EXERCISE INSTRUCTIONS: Gather all lines with the word "styles" in them.
════════
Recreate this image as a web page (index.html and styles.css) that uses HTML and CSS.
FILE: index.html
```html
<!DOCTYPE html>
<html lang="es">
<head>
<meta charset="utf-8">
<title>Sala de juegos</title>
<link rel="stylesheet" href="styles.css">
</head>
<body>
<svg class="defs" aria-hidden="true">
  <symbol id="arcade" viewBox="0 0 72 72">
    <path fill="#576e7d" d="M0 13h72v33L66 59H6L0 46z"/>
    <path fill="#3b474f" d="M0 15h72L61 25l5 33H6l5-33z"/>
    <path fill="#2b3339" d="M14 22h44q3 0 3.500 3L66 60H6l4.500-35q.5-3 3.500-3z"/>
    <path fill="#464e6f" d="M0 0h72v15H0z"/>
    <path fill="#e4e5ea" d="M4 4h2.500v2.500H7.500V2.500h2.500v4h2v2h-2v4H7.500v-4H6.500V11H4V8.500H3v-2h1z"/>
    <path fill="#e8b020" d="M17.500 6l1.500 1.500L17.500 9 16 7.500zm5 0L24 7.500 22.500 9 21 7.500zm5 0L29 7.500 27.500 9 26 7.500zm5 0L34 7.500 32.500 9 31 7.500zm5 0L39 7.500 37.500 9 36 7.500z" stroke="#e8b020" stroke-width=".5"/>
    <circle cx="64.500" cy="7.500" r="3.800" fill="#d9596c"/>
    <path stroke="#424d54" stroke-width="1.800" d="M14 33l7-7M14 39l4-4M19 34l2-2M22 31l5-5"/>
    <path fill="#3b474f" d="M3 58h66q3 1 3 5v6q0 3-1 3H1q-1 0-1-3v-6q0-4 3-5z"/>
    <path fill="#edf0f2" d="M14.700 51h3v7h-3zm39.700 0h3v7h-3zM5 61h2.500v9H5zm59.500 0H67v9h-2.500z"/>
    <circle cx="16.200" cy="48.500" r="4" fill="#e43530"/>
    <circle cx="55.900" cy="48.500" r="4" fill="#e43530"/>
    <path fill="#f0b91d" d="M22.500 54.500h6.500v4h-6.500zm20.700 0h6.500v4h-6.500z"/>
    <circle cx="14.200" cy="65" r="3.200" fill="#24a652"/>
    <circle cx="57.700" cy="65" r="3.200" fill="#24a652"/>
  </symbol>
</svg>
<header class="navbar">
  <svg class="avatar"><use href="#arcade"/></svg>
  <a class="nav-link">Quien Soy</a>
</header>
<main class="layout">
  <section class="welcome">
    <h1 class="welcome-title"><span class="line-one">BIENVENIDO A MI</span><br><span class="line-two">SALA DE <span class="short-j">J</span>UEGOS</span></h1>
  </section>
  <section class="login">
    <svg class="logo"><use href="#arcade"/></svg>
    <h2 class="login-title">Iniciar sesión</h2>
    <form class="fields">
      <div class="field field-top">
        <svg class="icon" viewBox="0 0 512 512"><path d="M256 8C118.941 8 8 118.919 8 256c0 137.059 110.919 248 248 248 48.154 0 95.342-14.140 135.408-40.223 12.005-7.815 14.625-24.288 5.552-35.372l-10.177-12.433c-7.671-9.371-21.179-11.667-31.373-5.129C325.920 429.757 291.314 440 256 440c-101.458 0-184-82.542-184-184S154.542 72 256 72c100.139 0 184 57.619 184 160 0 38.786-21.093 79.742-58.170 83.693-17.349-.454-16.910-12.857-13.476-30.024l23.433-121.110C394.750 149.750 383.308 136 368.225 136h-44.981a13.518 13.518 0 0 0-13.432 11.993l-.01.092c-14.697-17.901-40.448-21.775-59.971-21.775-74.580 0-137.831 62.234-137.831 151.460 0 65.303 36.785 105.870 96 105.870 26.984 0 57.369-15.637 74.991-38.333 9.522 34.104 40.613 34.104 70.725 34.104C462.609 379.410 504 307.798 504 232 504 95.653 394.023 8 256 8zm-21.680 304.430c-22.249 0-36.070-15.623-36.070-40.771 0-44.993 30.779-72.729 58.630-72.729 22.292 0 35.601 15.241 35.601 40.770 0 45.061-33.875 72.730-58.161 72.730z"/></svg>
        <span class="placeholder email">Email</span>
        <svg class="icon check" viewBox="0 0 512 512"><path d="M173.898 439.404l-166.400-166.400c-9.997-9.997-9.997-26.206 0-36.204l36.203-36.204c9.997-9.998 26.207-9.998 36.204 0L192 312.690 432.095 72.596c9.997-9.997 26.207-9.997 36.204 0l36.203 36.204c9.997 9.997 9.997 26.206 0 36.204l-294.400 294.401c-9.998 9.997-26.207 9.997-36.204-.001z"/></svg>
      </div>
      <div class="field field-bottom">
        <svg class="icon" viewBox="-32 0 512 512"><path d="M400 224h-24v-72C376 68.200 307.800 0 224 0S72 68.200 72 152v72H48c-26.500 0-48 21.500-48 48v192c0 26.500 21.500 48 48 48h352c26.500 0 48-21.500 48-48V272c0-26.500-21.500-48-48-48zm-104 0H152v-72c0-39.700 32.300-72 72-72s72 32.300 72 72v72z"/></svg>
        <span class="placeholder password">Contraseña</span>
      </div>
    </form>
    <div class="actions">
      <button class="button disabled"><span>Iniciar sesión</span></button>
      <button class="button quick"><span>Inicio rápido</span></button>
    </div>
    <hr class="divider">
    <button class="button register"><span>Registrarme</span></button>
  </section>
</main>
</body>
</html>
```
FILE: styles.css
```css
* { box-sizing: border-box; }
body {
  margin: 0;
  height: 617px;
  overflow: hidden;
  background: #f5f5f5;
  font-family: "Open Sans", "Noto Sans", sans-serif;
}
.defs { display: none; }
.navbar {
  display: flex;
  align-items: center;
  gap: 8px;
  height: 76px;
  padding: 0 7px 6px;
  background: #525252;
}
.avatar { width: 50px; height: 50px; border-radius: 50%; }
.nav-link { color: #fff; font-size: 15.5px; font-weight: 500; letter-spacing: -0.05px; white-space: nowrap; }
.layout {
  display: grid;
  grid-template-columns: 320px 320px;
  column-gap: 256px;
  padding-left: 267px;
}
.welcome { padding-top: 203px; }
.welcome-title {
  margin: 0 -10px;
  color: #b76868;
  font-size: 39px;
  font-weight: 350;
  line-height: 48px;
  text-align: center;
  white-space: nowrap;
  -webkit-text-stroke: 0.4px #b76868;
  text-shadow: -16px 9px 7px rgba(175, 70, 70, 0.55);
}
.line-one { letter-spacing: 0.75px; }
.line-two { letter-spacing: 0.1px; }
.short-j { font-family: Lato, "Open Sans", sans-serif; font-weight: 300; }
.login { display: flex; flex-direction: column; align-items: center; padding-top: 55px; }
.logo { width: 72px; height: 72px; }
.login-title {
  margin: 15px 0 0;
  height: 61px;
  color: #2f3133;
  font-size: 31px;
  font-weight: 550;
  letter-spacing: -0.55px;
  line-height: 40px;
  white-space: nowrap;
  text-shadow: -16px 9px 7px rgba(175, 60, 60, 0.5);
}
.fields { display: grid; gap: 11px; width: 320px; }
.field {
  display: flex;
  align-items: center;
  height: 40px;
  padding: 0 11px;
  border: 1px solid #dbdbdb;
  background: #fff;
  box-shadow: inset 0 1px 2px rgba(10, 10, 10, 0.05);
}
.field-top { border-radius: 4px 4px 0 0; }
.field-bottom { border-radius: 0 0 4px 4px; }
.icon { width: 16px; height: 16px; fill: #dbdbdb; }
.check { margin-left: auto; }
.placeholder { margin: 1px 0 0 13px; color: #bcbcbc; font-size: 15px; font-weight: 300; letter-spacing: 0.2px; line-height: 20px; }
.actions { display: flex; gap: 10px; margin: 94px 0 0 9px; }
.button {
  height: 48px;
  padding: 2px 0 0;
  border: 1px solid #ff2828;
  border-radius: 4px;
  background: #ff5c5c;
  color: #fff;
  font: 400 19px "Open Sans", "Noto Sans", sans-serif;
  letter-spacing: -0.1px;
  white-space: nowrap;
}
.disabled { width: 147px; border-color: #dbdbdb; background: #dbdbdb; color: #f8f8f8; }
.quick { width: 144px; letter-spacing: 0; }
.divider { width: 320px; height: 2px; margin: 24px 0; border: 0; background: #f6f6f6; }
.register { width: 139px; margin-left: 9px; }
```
════════
WRITTEN RESPONSE:
Recreate this image as a web page (index.html and styles.css) that uses HTML and CSS.
<link rel="stylesheet" href="styles.css">
FILE: styles.css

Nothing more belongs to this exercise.